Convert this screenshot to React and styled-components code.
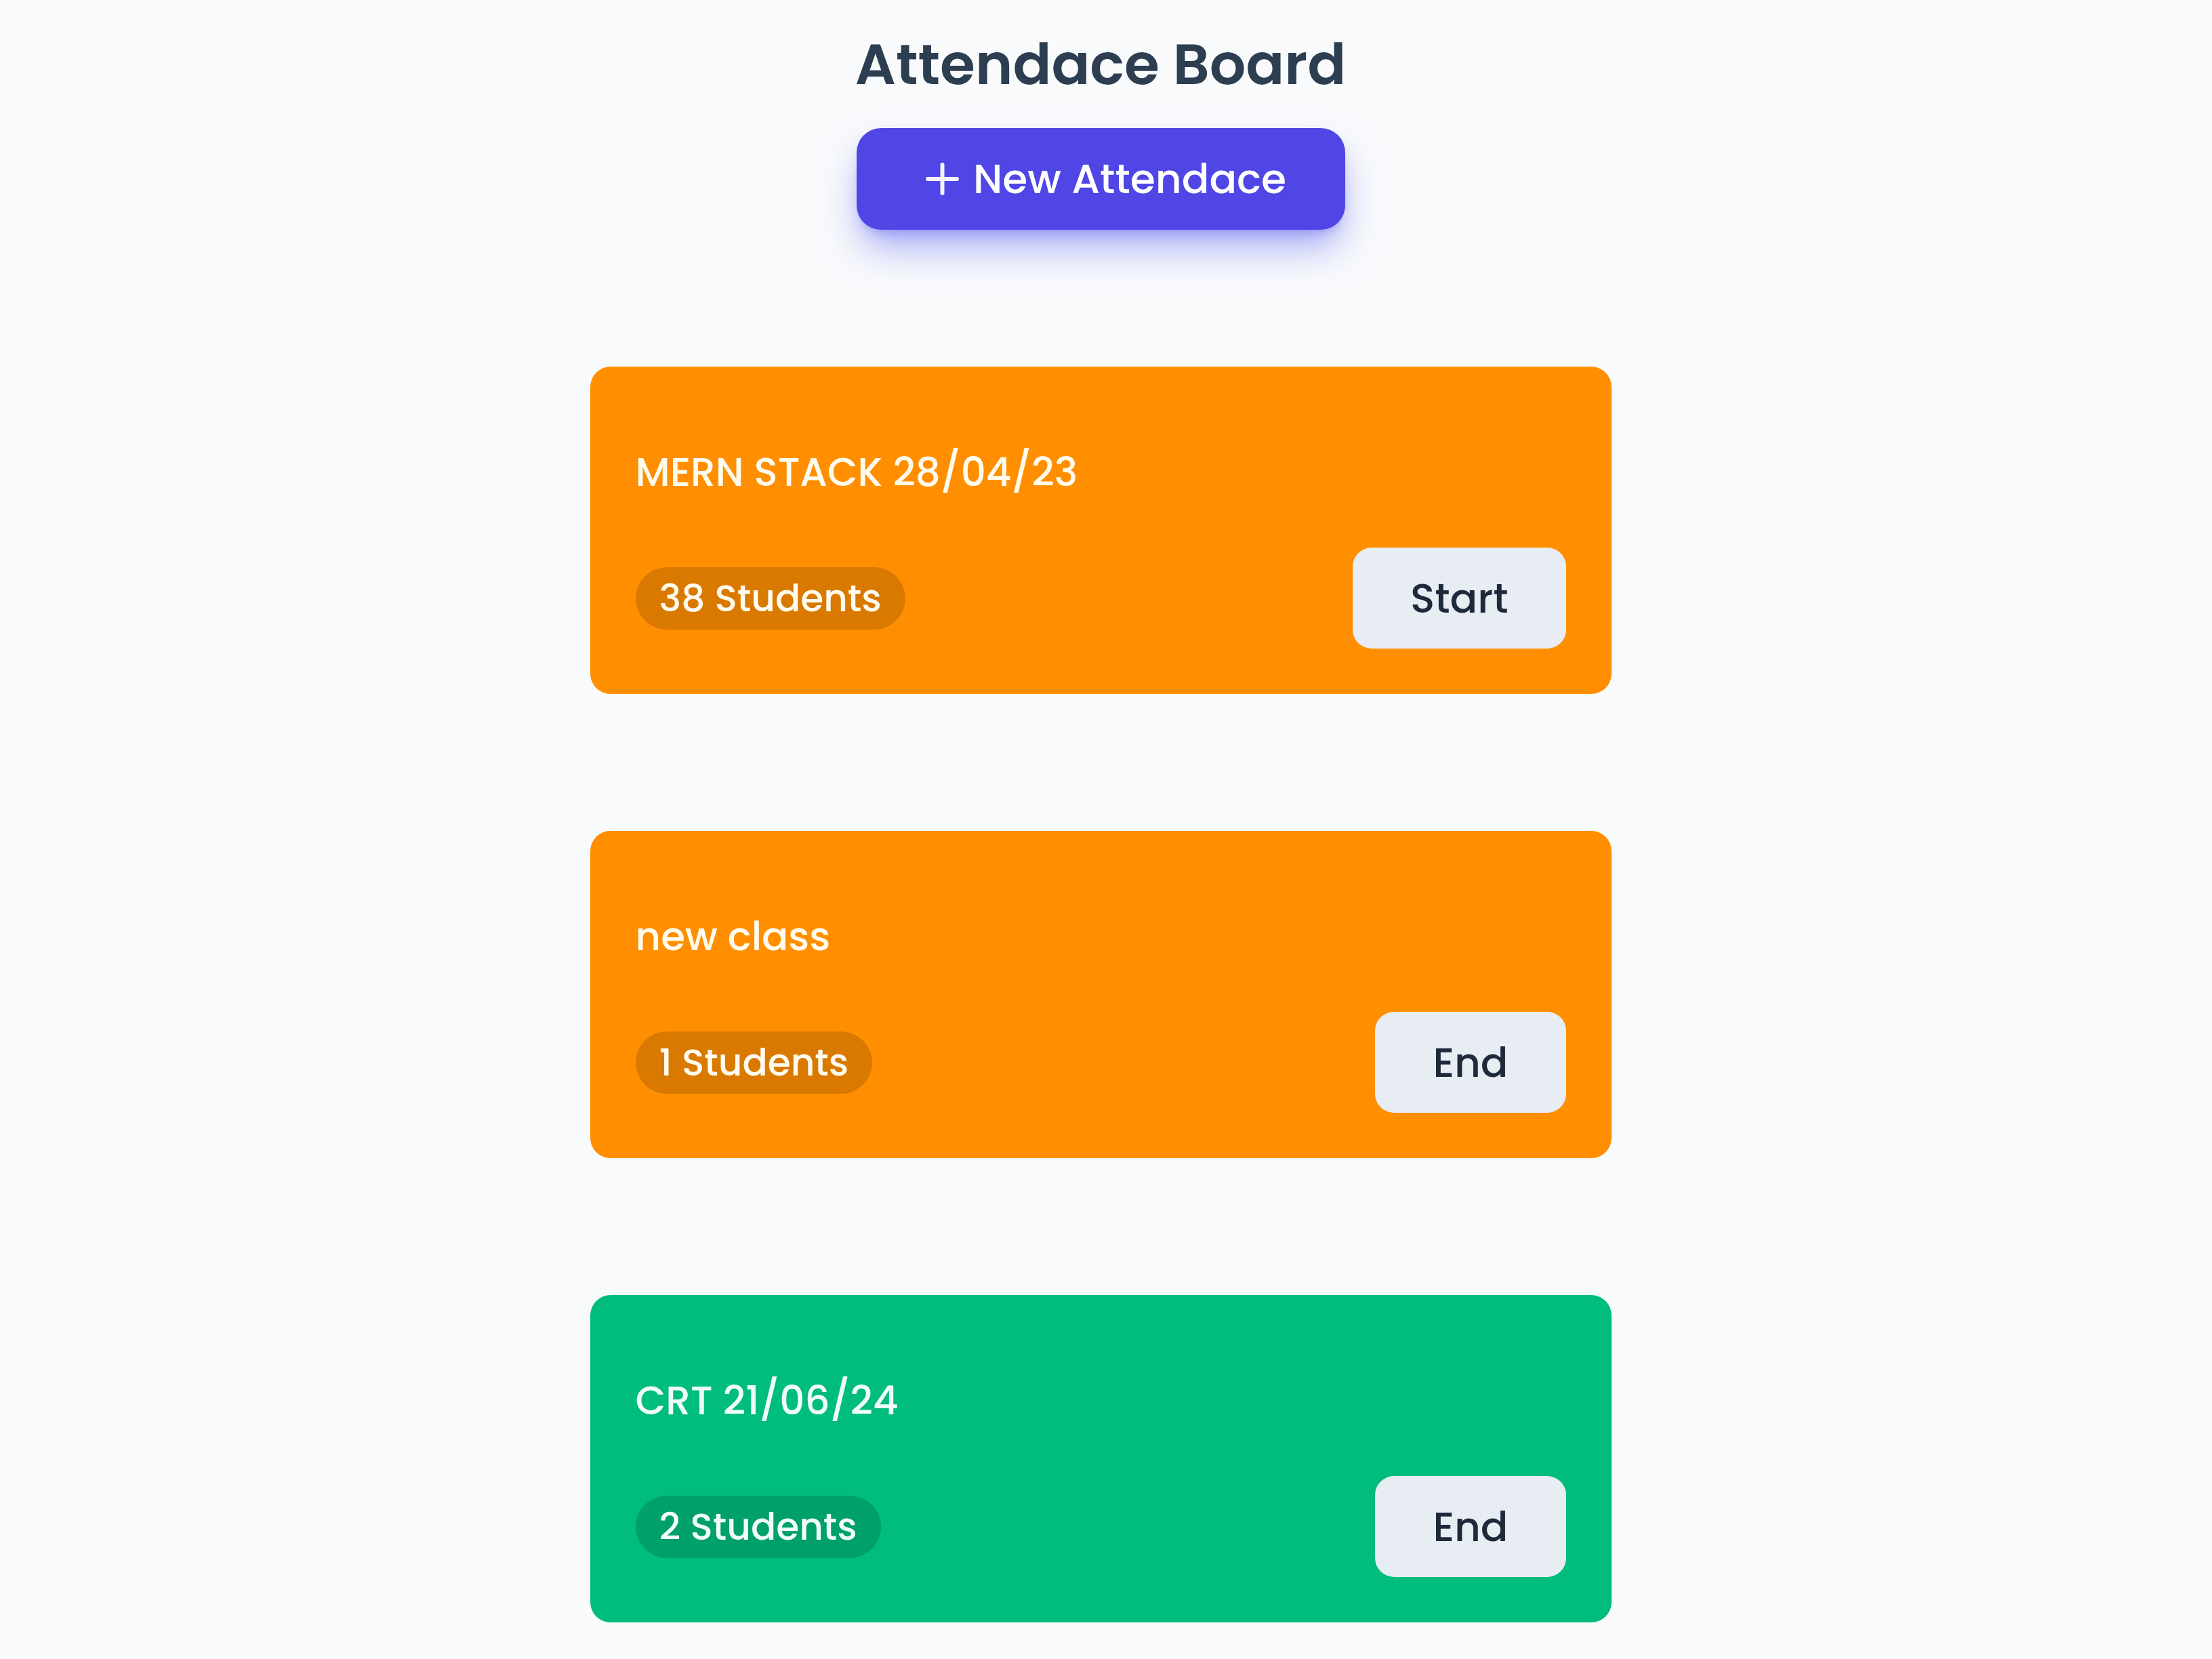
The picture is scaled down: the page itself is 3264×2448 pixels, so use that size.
import React from 'react';
import styled, { createGlobalStyle } from 'styled-components';

const GlobalStyle = createGlobalStyle`
    body {
        margin: 0;
        background: #f8fafc;
        font-family: "Poppins", "Open Sans", sans-serif;
    }
`;

const Page = styled.div`
    min-height: 100vh;
    padding: 53px 16px 56px 0;
    box-sizing: border-box;
    display: flex;
    flex-direction: column;
    align-items: center;
`;

const Heading = styled.h1`
    margin: 0;
    font-size: 84px;
    line-height: 1;
    font-weight: 600;
    color: #2c3e50;
`;

const NewButton = styled.button`
    margin-top: 52px;
    width: 721px;
    height: 150px;
    padding: 0 0 0 16px;
    border: none;
    border-radius: 36px;
    background: #4f46e5;
    color: #fff;
    display: flex;
    align-items: center;
    justify-content: center;
    gap: 21px;
    font-family: inherit;
    font-size: 60px;
    font-weight: 500;
    cursor: pointer;
    box-shadow: 0 32px 56px -8px rgba(99, 102, 241, 0.55),
        0 12px 18px -10px rgba(99, 102, 241, 0.5);
`;

const List = styled.div`
    margin-top: 202px;
    width: 1507px;
    display: flex;
    flex-direction: column;
    gap: 202px;
`;

const Card = styled.div`
    background: ${p => p.$bg};
    border-radius: 30px;
    padding: 127px 67px 67px;
    color: ${p => p.$ink};
`;

const CardTitle = styled.div`
    margin: 0 0 82px;
    font-size: 58px;
    line-height: 1;
    font-weight: 500;
`;

const Row = styled.div`
    display: flex;
    align-items: center;
    justify-content: space-between;
`;

const Pill = styled.span`
    height: 92px;
    padding: 0 35px;
    border-radius: 999px;
    background: rgba(0, 0, 0, 0.15);
    display: inline-flex;
    align-items: center;
    font-size: 55px;
    font-weight: 500;
`;

const ActionButton = styled.button`
    height: 149px;
    padding: 0 85px;
    border: none;
    border-radius: 28px;
    background: #e8edf4;
    color: #1e293b;
    font-family: inherit;
    font-size: 60px;
    font-weight: 500;
    cursor: pointer;
`;

const PlusIcon = () => (
    <svg width="49" height="48" viewBox="0 0 49 48">
        <path d="M24.5 3v42M3 24h43" stroke="#f4f3fe" strokeWidth="6" strokeLinecap="round" />
    </svg>
);

const sessions = [
    { title: 'MERN STACK 28/04/23', count: 38, action: 'Start', bg: '#ff8f00', ink: '#fffbef' },
    { title: 'new class', count: 1, action: 'End', bg: '#ff8f00', ink: '#fffbef' },
    { title: 'CRT 21/06/24', count: 2, action: 'End', bg: '#00bc7d', ink: '#effdf6' },
];

export default function App() {
    return (
        <>
            <GlobalStyle />
            <Page>
                <Heading>Attendace Board</Heading>
                <NewButton>
                    <PlusIcon />
                    <span>New Attendace</span>
                </NewButton>
                <List>
                    {sessions.map(s => (
                        <Card key={s.title} $bg={s.bg} $ink={s.ink}>
                            <CardTitle>{s.title}</CardTitle>
                            <Row>
                                <Pill>{s.count} Students</Pill>
                                <ActionButton>{s.action}</ActionButton>
                            </Row>
                        </Card>
                    ))}
                </List>
            </Page>
        </>
    );
}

Exercise details: Retype the whole listing exactly and leave the pictures out.

Reply:
Convert this screenshot to React and styled-components code.
The picture is scaled down: the page itself is 3264×2448 pixels, so use that size.
import React from 'react';
import styled, { createGlobalStyle } from 'styled-components';

const GlobalStyle = createGlobalStyle`
    body {
        margin: 0;
        background: #f8fafc;
        font-family: "Poppins", "Open Sans", sans-serif;
    }
`;

const Page = styled.div`
    min-height: 100vh;
    padding: 53px 16px 56px 0;
    box-sizing: border-box;
    display: flex;
    flex-direction: column;
    align-items: center;
`;

const Heading = styled.h1`
    margin: 0;
    font-size: 84px;
    line-height: 1;
    font-weight: 600;
    color: #2c3e50;
`;

const NewButton = styled.button`
    margin-top: 52px;
    width: 721px;
    height: 150px;
    padding: 0 0 0 16px;
    border: none;
    border-radius: 36px;
    background: #4f46e5;
    color: #fff;
    display: flex;
    align-items: center;
    justify-content: center;
    gap: 21px;
    font-family: inherit;
    font-size: 60px;
    font-weight: 500;
    cursor: pointer;
    box-shadow: 0 32px 56px -8px rgba(99, 102, 241, 0.55),
        0 12px 18px -10px rgba(99, 102, 241, 0.5);
`;

const List = styled.div`
    margin-top: 202px;
    width: 1507px;
    display: flex;
    flex-direction: column;
    gap: 202px;
`;

const Card = styled.div`
    background: ${p => p.$bg};
    border-radius: 30px;
    padding: 127px 67px 67px;
    color: ${p => p.$ink};
`;

const CardTitle = styled.div`
    margin: 0 0 82px;
    font-size: 58px;
    line-height: 1;
    font-weight: 500;
`;

const Row = styled.div`
    display: flex;
    align-items: center;
    justify-content: space-between;
`;

const Pill = styled.span`
    height: 92px;
    padding: 0 35px;
    border-radius: 999px;
    background: rgba(0, 0, 0, 0.15);
    display: inline-flex;
    align-items: center;
    font-size: 55px;
    font-weight: 500;
`;

const ActionButton = styled.button`
    height: 149px;
    padding: 0 85px;
    border: none;
    border-radius: 28px;
    background: #e8edf4;
    color: #1e293b;
    font-family: inherit;
    font-size: 60px;
    font-weight: 500;
    cursor: pointer;
`;

const PlusIcon = () => (
    <svg width="49" height="48" viewBox="0 0 49 48">
        <path d="M24.5 3v42M3 24h43" stroke="#f4f3fe" strokeWidth="6" strokeLinecap="round" />
    </svg>
);

const sessions = [
    { title: 'MERN STACK 28/04/23', count: 38, action: 'Start', bg: '#ff8f00', ink: '#fffbef' },
    { title: 'new class', count: 1, action: 'End', bg: '#ff8f00', ink: '#fffbef' },
    { title: 'CRT 21/06/24', count: 2, action: 'End', bg: '#00bc7d', ink: '#effdf6' },
];

export default function App() {
    return (
        <>
            <GlobalStyle />
            <Page>
                <Heading>Attendace Board</Heading>
                <NewButton>
                    <PlusIcon />
                    <span>New Attendace</span>
                </NewButton>
                <List>
                    {sessions.map(s => (
                        <Card key={s.title} $bg={s.bg} $ink={s.ink}>
                            <CardTitle>{s.title}</CardTitle>
                            <Row>
                                <Pill>{s.count} Students</Pill>
                                <ActionButton>{s.action}</ActionButton>
                            </Row>
                        </Card>
                    ))}
                </List>
            </Page>
        </>
    );
}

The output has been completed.